In accepting this deal he has to weigh up the strength of US assurances and whether Putin will still abide by the deal. Will Putin just use any deal and sanctions moderation to re-arm for the next invasion - and assumption that limitations on U.S. arms supplies to Ukraine will create a greater long term military advantage for Russia? And he has to weigh up the domestic political response. Will the mere acceptance of the deal risk a third Ukrainian revolution - following the Orange Revolution and Euromaydan, overthrowing him and bringing in a more militarist administration likely to want to go back to war with Russia?
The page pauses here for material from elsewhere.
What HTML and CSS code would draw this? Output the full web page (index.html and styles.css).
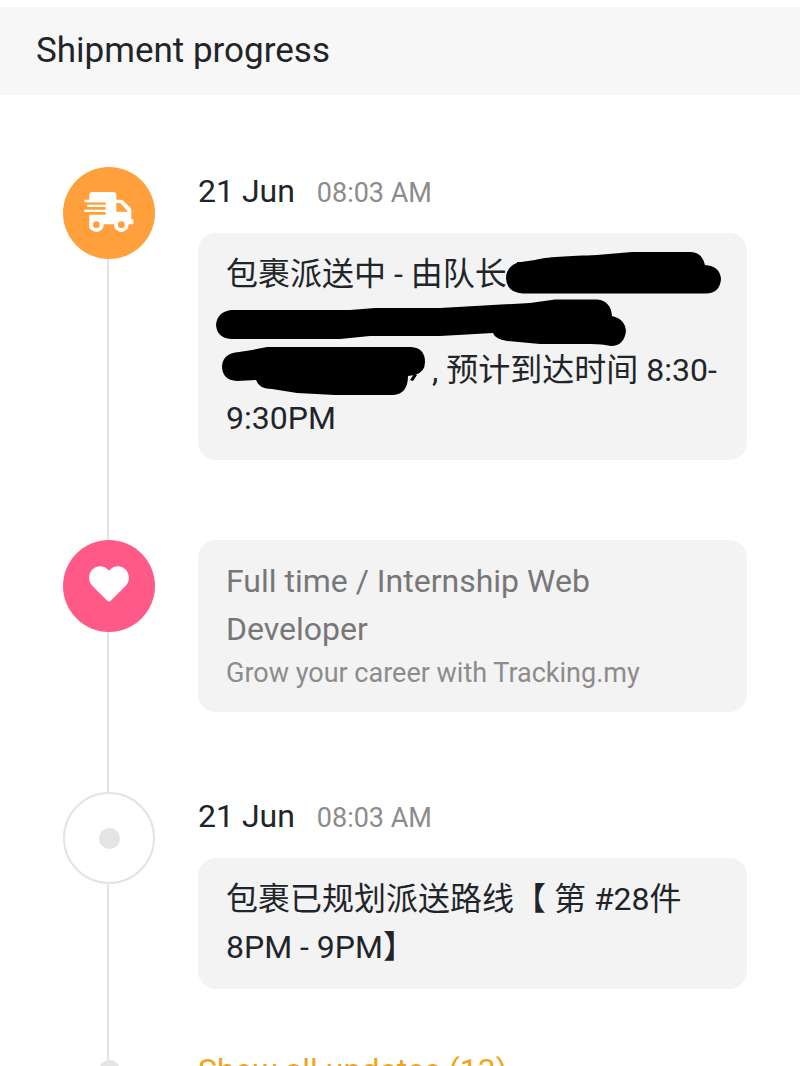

Will any such revolution just undermine domestic political, social and economic cohesion to a breaking point which might be used again as an excuse for further Russian invasion? Surely without adequate security guarantees how will any investment flow into Ukraine? And that surely suggests economic, social and likely ultimately political failure again. How can Ukraine then hope to ensure a strong enough economy and social and political set up to defend against future Russian attacks? Any such deal might bring some short lived peace but might ultimately risk state failure and then Russian exploitation of Ukrainian weakness to deliver on Putin’s maximalist objectives - the capture of the whole of Ukraine.
And yet if he rejects this deal he would have to assume the loss of U.S. support in a continuing war with Russia. The U.S. might still lift sanctions on Russia - even if Europe did not. How long could Ukraine survive still in such a war? Therein much depends on the stance of Europe. Would Europe be willing and able to continue to support Ukraine economically and militarily if this risked a major break with the U.S.? And how could key gaps in Western military support left by the U.S. walking away be filled? Herein think of longer range air defence (Patriots) and strike capability (HIMARS, ATACMS) plus intelligence?
Zelensky might well conclude that by fighting on - even for six months, or a year - the end result might still be the same, with further Russian military advance risking a total defeat of Ukraine.
Zelensky might though think that Ukraine, and Ukrainians fought three years against Russia without conceding, and faced much more overwhelming odds in the first few weeks after the invasion, but managed to survive and fight on. Russia still lacks the military capability to take much advantage from a U.S. withdrawal of support to Ukraine. It simply lacks the shear number of troops to take and hold Ukraine against an entrenched and motivated opposition - also now better armed. He also knows that Ukrainians know what a Russian victory means - they remember the Holodymyr, Bucha, Mariupol, et al, and they love their land. What’s the point of a peace deal if they lose their land, sovereignty and identity? And perhaps they would conclude that fighting on might create new opportunities - remember Prigozhin? And imagine how weak and vulnerable Putin would look if Trump gifted Putin a supposed victory but Putin was unable to deliver on that as Ukraine opted to fight on. Ukraine might also be surprised by continued European support - as at the least the Balts, Poland, the Scandies and the U.K. seem to understand the existential risk now from Russia and that Europe’s best defence against an expansionist Russia is no longer the U.S., but actually Ukraine. With 40% plus of military kit now made in Ukraine, and rising, and with Europe filling the gaps, perhaps at least half of US military provision could be filled by Europe and that this buys both Ukraine and Europe time, and will eventually weigh down on Russia.
Hard choice for Zelensky but my sense is that he will not accept a bad deal, at all cost, and Ukrainians will support him in the latter choice, if he chooses to fight on.
There really is absolutely nothing in this deal for Ukraine... except the confirmation that this US administration is dead in the water. For Trump, this has never been about peace but about money—he owes and he's paying bac—and about support in his land grab dreams. Ukraine should walk away and never come back as long as Trump is in office. And if the US leaves NATO, great, the US no longer has any say in who becomes a member. If Canada joins the EU (there have been whispers) and Ukraine joins the EU and NATO, Europe will do very well, thank you! The US is already losing arms sales at a shocking rate. We'll see how their MIC does going forward...
I don't see hard choices. I see a hard reality being dumped on Europe.
Ukraine knows what it has to do. The U.S. & Russia have charted their course together.
Its up to Europe to come to grips with the challenge.